Haider Ackermann RTW Fall 2017 review – Paris Fashion Week

Fashion will always hold that statement as it’s sole purpose to reveal a mirrored expression of desire.  As referenced by the famous French psychotherapist Jacques Lacan who phrased this phenomenon the objet petit a, as a deliberately untranslatable term, with it’s meaning referring to the ‘desire of the other’.  As designers of high end fashion such as Haider Ackermann there is that desire to represent and expose their refection of the self, which could be seen as a portrayal and duality of appearances. Haiderman once again (please refer to Haider Ackermann. Paris Fashion Week Spring/Summer 2017 ) has created a statement, that, if you study closely, maybe revealing of trends and styles that fall within the feminine and it’s interest in the masculine.  That has constantly been confused in fashion with the term unisex, which is an incorrect and in someways misleading terminology.  Androgynous, as a fashion perspective, is a clear projection of fluidity of the female form, that can easily incorporate and be influenced by male styles.   Very rarely can this be achieved in reverse, with male fashion influenced, or embracing feminine styles – as a notion it has more appeal within costume design and it’s associated novelty.

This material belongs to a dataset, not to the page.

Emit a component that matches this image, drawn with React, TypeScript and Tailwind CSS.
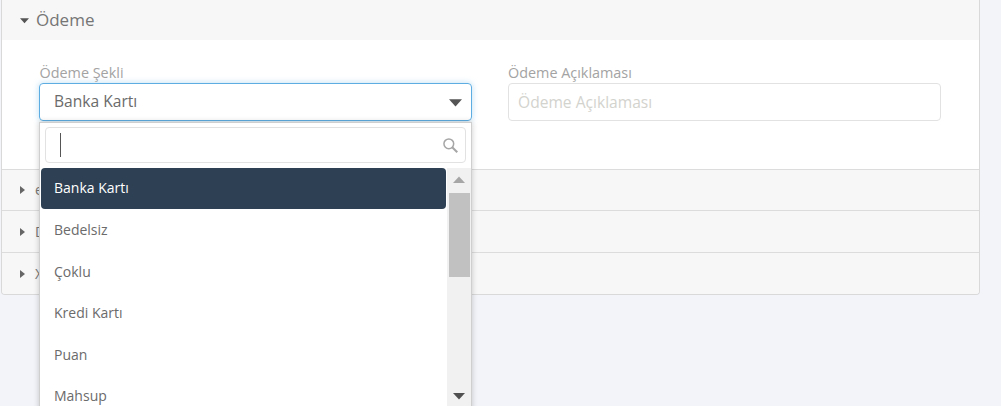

Haider Ackermann is a master when it comes to clean and sleek cuts.  Beautifully fitted and presented on the models.  Exceptionally well structured array for his ready-to-wear  Fall 2017 collection with intermixed modernist styles, utilizing fine wool blends to complement neatly deconstructed formal looks.  Ackermann, despite the serious and somber impact of this collection, shows the remnants of femininity with silk underlays and tops.  With only one ensemble represented being the blue patterned two-piece silk ‘suit’.  His combination of Mongolian lamb furs and leathers to modernist looks only solidifies that rugged sex appeal of the female embracing the masculine.  Also noted were the models short and dyed black styled wigs with cropped fringes.  A boyish look that is purely, as discussed, the female portrayal of the androgynous – a sophisticated sex appeal.  This is Haider Ackermann’s intended mirroring of the ‘other’ in it’s latent desire, that is, paradoxically, the alluring reflection of the feminine.